The program begins by making n-grams out of characters in the file names and determining if they form English words. It then uses the 5 longest English words it detects on a file to represent the file under an assumption that I made saying the longer a word is, the more meaning it holds.
These representative words are converted into high-dimensional feature vectors and are clustered using K-Means with Euclidean Distance similarity to group the files together.
I then try to find a lowest common hypernym for a cluster's group of representative English word. If I can't find a low enough hypernym I fall back on the longest, most frequent word found among the files. This hypernym or frequent word is used as a cluster title.
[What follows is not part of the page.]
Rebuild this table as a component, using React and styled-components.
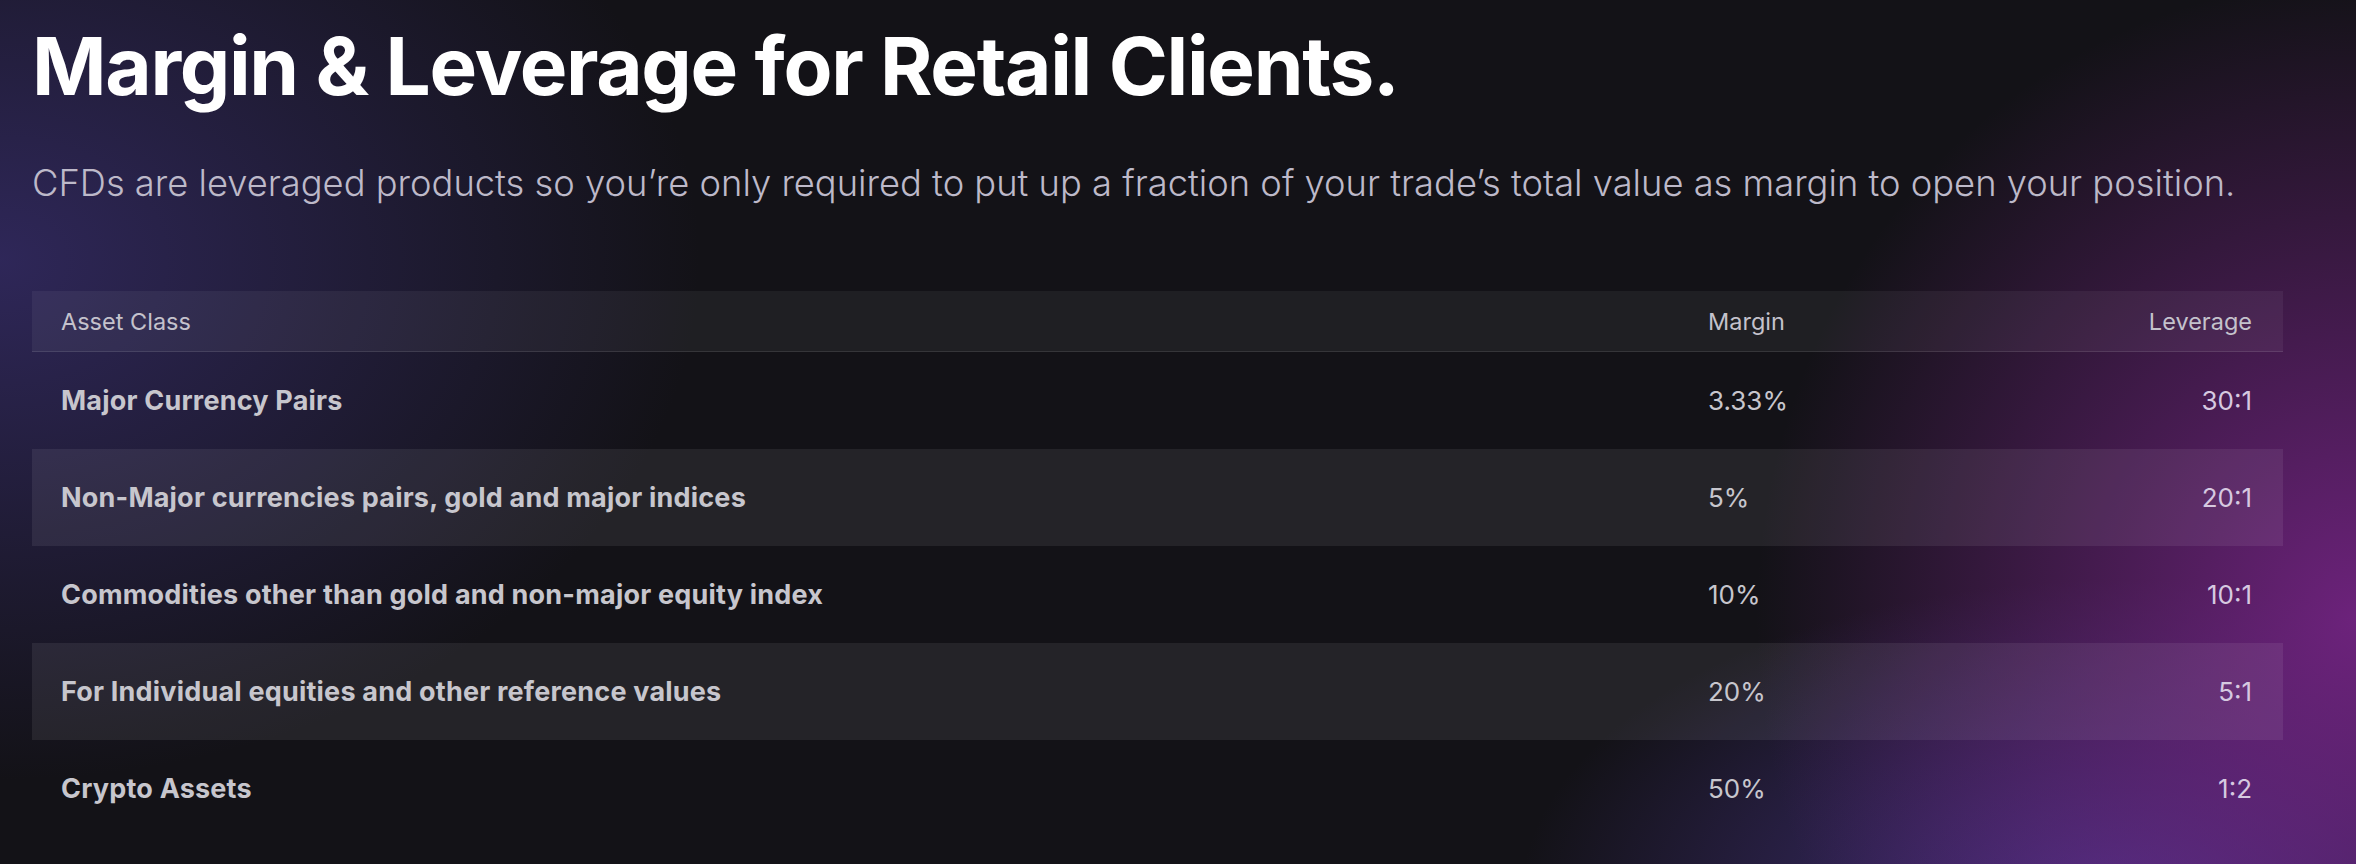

Once I've found the clusters I move the files into directories named after the cluster title.
Challenges I ran into
Clustering the files together was relatively easy, but trying to name the new directories wasn't. I initially tried finding a representative word that was most similar to the rest of the document but that resulted in directory titles that were not descriptive and didn't make any sense. I looked back over my class notes and remembered that word similarity wasn't the only metric I could use, so I determined the lowest common hypernym as a primary labelling method and got much more accurate. I still fall back on the most common, longest word in a cluster if a low enough hypernym cannot be found.
Accomplishments that I'm proud of
I'm proud of the fact that the program works as well as it does. On lower levels of clusters (the sweet spot for about 140 files was 15-30 clusters during experimentation) you can clearly see the relationship between different file names and the organization makes pretty good sense. I'm also proud of the fact that it runs in a little under 30 seconds, which is impressive considering how much data the libraries I use have to chug through in order to produce results.
What I learned
No one technique for solving a problem will solve everything. Sometimes you have to approach a problem using multiple methods in tandem in order to tackle it.
What's next for NLP File Organizer
I may or may not continue work on it, but I really want to figure out how to use matplotlib and Singular Value Decomposition to reduce the dimensionality of my words' feature vectors and plot the clusters on a graph to see how the program put the clusters together.